Radio Is Adrift On Denial River
Someone recently asked, “Eric, if you could gather all the big publicly owned broadcasters in one room, what are the biggest concerns you would share with them?” Here are my concerns:
Cost-Cutting: In our efforts to cut expenses, we have cut into the bone. We cannot grow the business by more cost-cutting, because there is little left to cut without seriously hampering operations. All efforts should be focused on growing top-line revenues and overall radio spending.
Top-Line Growth: The misconception is that the RAB’s efforts to promote radio to national advertisers will solve this problem, yet national advertising is only a small percentage of radio billing. Though this effort can help, top-line growth will come from investing in our front-line troops locally — the 65,000 people selling radio. Most are ill equipped and poorly trained. Without excellent training, relevant messaging, and an understanding of how radio really works in today’s environment, they will be unable to create growth.
Quality Content: Radio is not investing enough in quality talent and programming. If Hollywood had overly automated, no one would go to the movies anymore. Hollywood may be containing costs elsewhere, but they invest in their product: quality writers, directors and actors. We do not.
Loss of Experienced People: We’re burning out our people with unrealistic expectations, enormous pressures and little job satisfaction. We’ve lost many of our best people to other industries. Others plan to jump ship the second they can sell their stock.

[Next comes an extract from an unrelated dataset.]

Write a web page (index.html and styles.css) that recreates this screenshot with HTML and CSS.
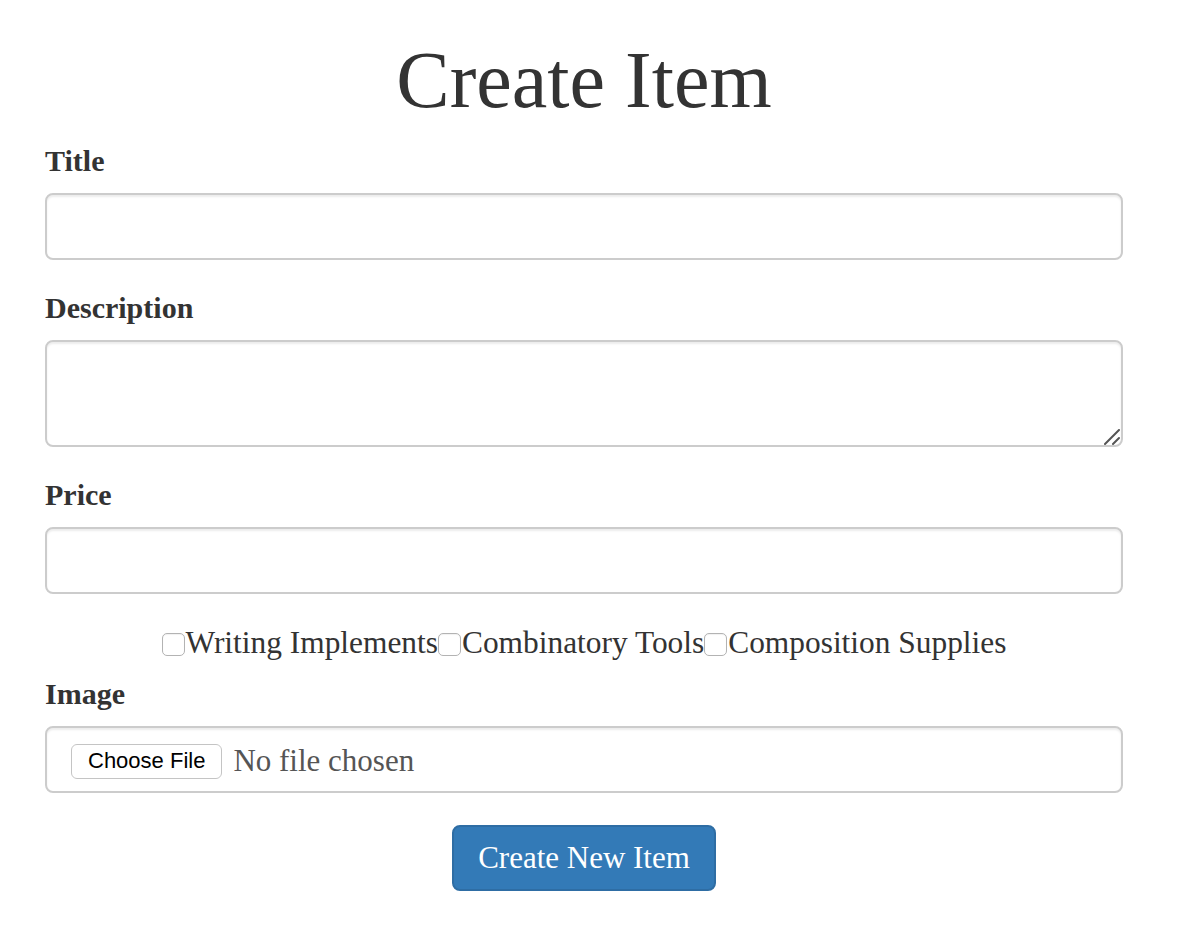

Ability to Attract and Retain Salespeople: Other industries offer six months of in-depth training before the reps’ first sales calls. They also receive perks, company cars, and ample time to learn and perform. We still throw new salespeople the Yellow Pages, giving them 45 days to sink or swim as we churn and burn bodies. Young people are unwilling to work in a negative pressure cooker with limited rewards and an irrelevant 20-year-old audiocassette as training.
Ability to Attract New Listeners (Thinking 10 Years Out): As teenagers, my generation embraced radio as the soundtrack of our life. Today’s teens and young adults do not have the same relationship with radio. Listening is declining as we compete for their time with iPods, cell phones, video games, Internet and more. Radio is not developing talent and programming targeted to teens, because we cannot make money on it today. If we don’t get teens addicted to radio now, they won’t suddenly become addicted when they become a “money” demographic five or 10 years from now.

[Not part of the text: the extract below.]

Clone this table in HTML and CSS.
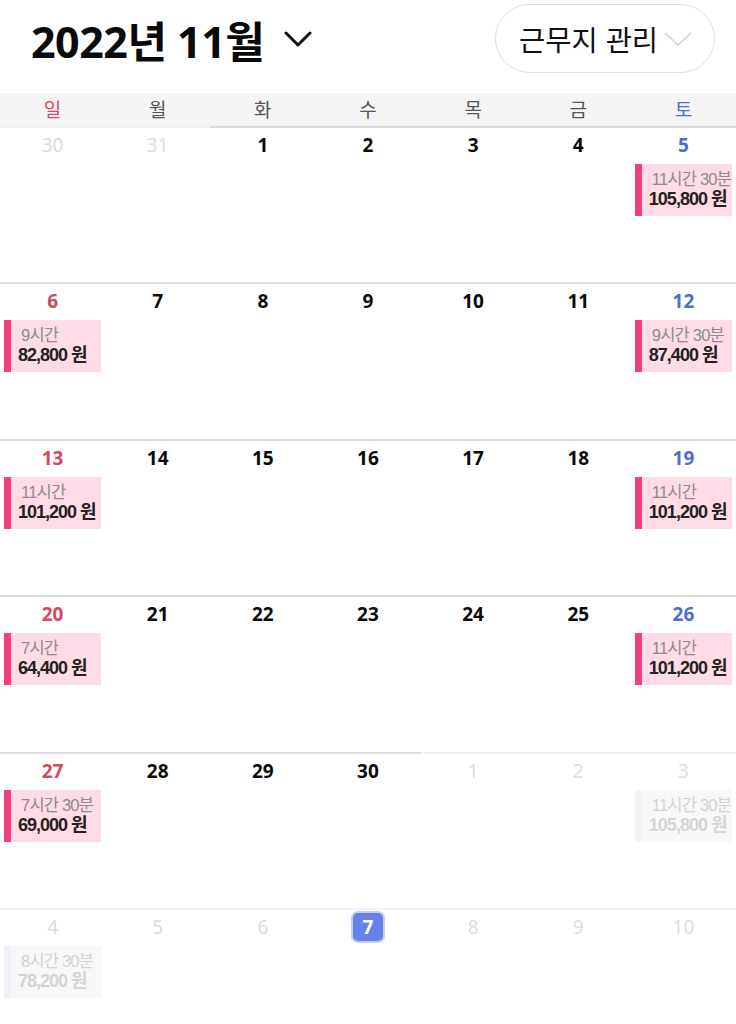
FILE: index.html
```html
<!DOCTYPE html>
<html lang="ko">
<head>
<meta charset="utf-8">
<link rel="stylesheet" href="styles.css">
</head>
<body>
<header class="top">
  <div class="title">2022년 11월
    <svg class="title-chev" width="28" height="18" viewBox="0 0 28 18"><path d="M2 3 L14 15 L26 3" fill="none" stroke="#111" stroke-width="3" stroke-linecap="round" stroke-linejoin="round"/></svg>
  </div>
  <button class="place">근무지 관리<svg class="place-chev" width="30" height="18" viewBox="0 0 30 18"><path d="M2 3 L15 15 L28 3" fill="none" stroke="#cfcfcf" stroke-width="1.6"/></svg></button>
</header>
<div class="weekdays">
  <div class="wd sun">일</div><div class="wd">월</div><div class="wd">화</div><div class="wd">수</div><div class="wd">목</div><div class="wd">금</div><div class="wd sat">토</div>
</div>
<div class="month">
  <div class="cell other"><span class="num">30</span></div>
  <div class="cell other"><span class="num">31</span></div>
  <div class="cell"><span class="num">1</span></div>
  <div class="cell"><span class="num">2</span></div>
  <div class="cell"><span class="num">3</span></div>
  <div class="cell"><span class="num">4</span></div>
  <div class="cell sat"><span class="num">5</span><div class="ev"><span class="h">11시간 30분</span><span class="w">105,800 원</span></div></div>

  <div class="cell sun"><span class="num">6</span><div class="ev"><span class="h">9시간</span><span class="w">82,800 원</span></div></div>
  <div class="cell"><span class="num">7</span></div>
  <div class="cell"><span class="num">8</span></div>
  <div class="cell"><span class="num">9</span></div>
  <div class="cell"><span class="num">10</span></div>
  <div class="cell"><span class="num">11</span></div>
  <div class="cell sat"><span class="num">12</span><div class="ev"><span class="h">9시간 30분</span><span class="w">87,400 원</span></div></div>

  <div class="cell sun"><span class="num">13</span><div class="ev"><span class="h">11시간</span><span class="w">101,200 원</span></div></div>
  <div class="cell"><span class="num">14</span></div>
  <div class="cell"><span class="num">15</span></div>
  <div class="cell"><span class="num">16</span></div>
  <div class="cell"><span class="num">17</span></div>
  <div class="cell"><span class="num">18</span></div>
  <div class="cell sat"><span class="num">19</span><div class="ev"><span class="h">11시간</span><span class="w">101,200 원</span></div></div>

  <div class="cell sun"><span class="num">20</span><div class="ev"><span class="h">7시간</span><span class="w">64,400 원</span></div></div>
  <div class="cell"><span class="num">21</span></div>
  <div class="cell"><span class="num">22</span></div>
  <div class="cell"><span class="num">23</span></div>
  <div class="cell"><span class="num">24</span></div>
  <div class="cell"><span class="num">25</span></div>
  <div class="cell sat"><span class="num">26</span><div class="ev"><span class="h">11시간</span><span class="w">101,200 원</span></div></div>

  <div class="cell sun"><span class="num">27</span><div class="ev"><span class="h">7시간 30분</span><span class="w">69,000 원</span></div></div>
  <div class="cell"><span class="num">28</span></div>
  <div class="cell"><span class="num">29</span></div>
  <div class="cell"><span class="num">30</span></div>
  <div class="cell other"><span class="num">1</span></div>
  <div class="cell other"><span class="num">2</span></div>
  <div class="cell other"><span class="num">3</span><div class="ev"><span class="h">11시간 30분</span><span class="w">105,800 원</span></div></div>

  <div class="cell other"><span class="num">4</span><div class="ev"><span class="h">8시간 30분</span><span class="w">78,200 원</span></div></div>
  <div class="cell other"><span class="num">5</span></div>
  <div class="cell other"><span class="num">6</span></div>
  <div class="cell other today"><span class="num">7</span></div>
  <div class="cell other"><span class="num">8</span></div>
  <div class="cell other"><span class="num">9</span></div>
  <div class="cell other"><span class="num">10</span></div>
</div>
</body>
</html>
```
FILE: styles.css
```css
* { box-sizing: border-box; }
html, body { margin: 0; padding: 0; background: #fff; }
body {
  width: 736px;
  height: 1024px;
  overflow: hidden;
  font-family: "Noto Sans", "Noto Sans CJK KR", sans-serif;
  color: #111;
}
.top {
  height: 93px;
  display: flex;
  align-items: center;
  justify-content: space-between;
  padding: 0 21px 0 31px;
}
.title {
  font-family: "Noto Sans", "Noto Sans CJK KR", sans-serif;
  font-size: 43px;
  font-weight: 700;
  letter-spacing: -0.5px;
  display: flex;
  align-items: center;
  margin-top: -15px;
  color: #0a0a0a;
}
.title-chev { margin-left: 20px; margin-top: 0px; }
.place {
  height: 69px;
  width: 220px;
  border: 1.5px solid #dedede;
  border-radius: 35px;
  background: #fff;
  display: flex;
  align-items: center;
  justify-content: flex-start;
  padding: 0 0 0 23px;
  font-family: "Noto Sans CJK KR", sans-serif;
  font-size: 28.5px;
  font-weight: 400;
  color: #111;
  margin-top: -16px;
}
.place-chev { margin-left: 5px; margin-top: 0px; flex: none; }
.weekdays {
  display: grid;
  grid-template-columns: repeat(7, 1fr);
  height: 33px;
  background: #f5f5f5;
}
.wd {
  display: flex;
  align-items: center;
  justify-content: center;
  font-family: "Noto Sans CJK KR", sans-serif;
  font-size: 19px;
  color: #555;
  padding-bottom: 2px;
}
.wd.sun { color: #d9485e; }
.wd.sat { color: #4a6ed8; }
.month {
  display: grid;
  grid-template-columns: repeat(7, 1fr);
  grid-auto-rows: 156.4px;
}
.cell {
  border-top: 2px solid #dcdcdc;
  display: flex;
  flex-direction: column;
  align-items: center;
  padding-top: 4px;
}
.cell.other { border-top-color: #f2f2f2; }
.num {
  font-family: "Noto Sans", sans-serif;
  font-size: 19px;
  font-weight: 700;
  line-height: 26px;
  height: 26px;
  color: #0a0a0a;
}
.cell.sun .num { color: #d6485c; }
.cell.sat .num { color: #4d6dd6; }
.cell.other .num { color: #dcdcdc; font-weight: 400; }
.cell.today .num {
  background: #6682ea;
  color: #fff;
  font-weight: 700;
  width: 34px;
  height: 32px;
  line-height: 28px;
  text-align: center;
  border-radius: 7px;
  border: 2px solid #c6cff2;
  margin-top: -3px;
}
.ev {
  align-self: stretch;
  margin: 6px 4px 0 4px;
  height: 52px;
  background: #ffdbe5;
  border-left: 7px solid #f43f78;
  padding: 6px 0 0 10px;
  display: flex;
  flex-direction: column;
  overflow: hidden;
  white-space: nowrap;
}
.ev .h {
  font-family: "Liberation Sans", "Noto Sans CJK KR", sans-serif;
  font-size: 16.5px;
  font-weight: 400;
  color: #8c8c8c;
  letter-spacing: -0.8px;
  line-height: 19px;
}
.ev .w {
  font-family: "Liberation Sans", "Noto Sans CJK KR", sans-serif;
  font-size: 18px;
  font-weight: 700;
  color: #222;
  letter-spacing: -1px;
  line-height: 21px;
  margin-left: -3px;
}
.cell.other .ev { background: #f8f8fb; border-left-color: #f0f2f8; }
.cell.other .ev .h { color: #d2d2d2; }
.cell.other .ev .w { color: #d4d4d4; }
```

Spot Loads: Our inability to price our product fairly and command our price (a training and a quarterly earnings issue) has led us to whoring our rates to get business at any cost and has led to increased inventory. Spot sets are unreasonably long, and unfair to paying advertisers whose ad falls in the middle of a long cluster. This produces unhappy advertisers as well as listeners, and we play into the hands of the satellite radio “commercial free” environment.
Quarterly Earnings: By setting aggressive expectations on Wall Street, our performance must continue to improve each quarter. Growth can no longer come from acquisitions and expense cuts; it can come only from investing in new long-term strategies and investment in our product. Wall Street does not give us the time to innovate and reinvent.

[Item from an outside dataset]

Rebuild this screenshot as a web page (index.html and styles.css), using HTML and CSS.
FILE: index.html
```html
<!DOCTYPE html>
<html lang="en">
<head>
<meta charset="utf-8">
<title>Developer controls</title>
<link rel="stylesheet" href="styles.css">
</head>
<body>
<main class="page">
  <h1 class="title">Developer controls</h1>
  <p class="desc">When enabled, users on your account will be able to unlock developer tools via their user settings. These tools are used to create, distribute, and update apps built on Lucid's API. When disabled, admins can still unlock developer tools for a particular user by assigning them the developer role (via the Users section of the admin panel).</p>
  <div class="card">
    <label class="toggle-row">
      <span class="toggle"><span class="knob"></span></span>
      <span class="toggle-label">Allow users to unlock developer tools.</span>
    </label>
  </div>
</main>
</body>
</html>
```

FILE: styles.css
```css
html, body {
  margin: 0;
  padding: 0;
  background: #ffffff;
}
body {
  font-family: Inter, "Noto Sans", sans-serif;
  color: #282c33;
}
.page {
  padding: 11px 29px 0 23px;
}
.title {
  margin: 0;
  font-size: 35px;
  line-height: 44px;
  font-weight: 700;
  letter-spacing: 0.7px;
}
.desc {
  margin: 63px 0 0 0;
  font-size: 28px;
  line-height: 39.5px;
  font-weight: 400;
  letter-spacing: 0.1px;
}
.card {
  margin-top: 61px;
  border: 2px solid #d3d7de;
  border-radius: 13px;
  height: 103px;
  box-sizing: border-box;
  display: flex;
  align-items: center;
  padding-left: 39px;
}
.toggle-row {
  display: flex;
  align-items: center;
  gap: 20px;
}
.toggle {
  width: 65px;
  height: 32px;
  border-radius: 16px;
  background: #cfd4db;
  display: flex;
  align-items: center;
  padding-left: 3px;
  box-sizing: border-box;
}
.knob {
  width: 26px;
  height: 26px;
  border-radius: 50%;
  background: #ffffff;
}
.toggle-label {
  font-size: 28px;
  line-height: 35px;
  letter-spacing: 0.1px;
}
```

New-Generation Thinking: Every 40 years, the baton passes to a new generation and brings changes in thinking, culture, music and media. The last major shift was in 1964. It’s happening today. This shift impacts what we say, how we say it, what we advertise, and how we sell and communicate. What worked a year ago does not work today. The baby-boomer motto was non-conformity. The echo-boomer motto is authenticity. Radio is ignoring the shift and sticking to what we know — which won’t continue to work.
I’m not being negative. These are realities we cannot deny. Pretending that everything is OK is for fools. Cementing a solid future for radio is possible, but the solutions are painfully slow and require investment. Radio can build a solid future as a predominant medium if we are proactive and stop drifting down Denial River.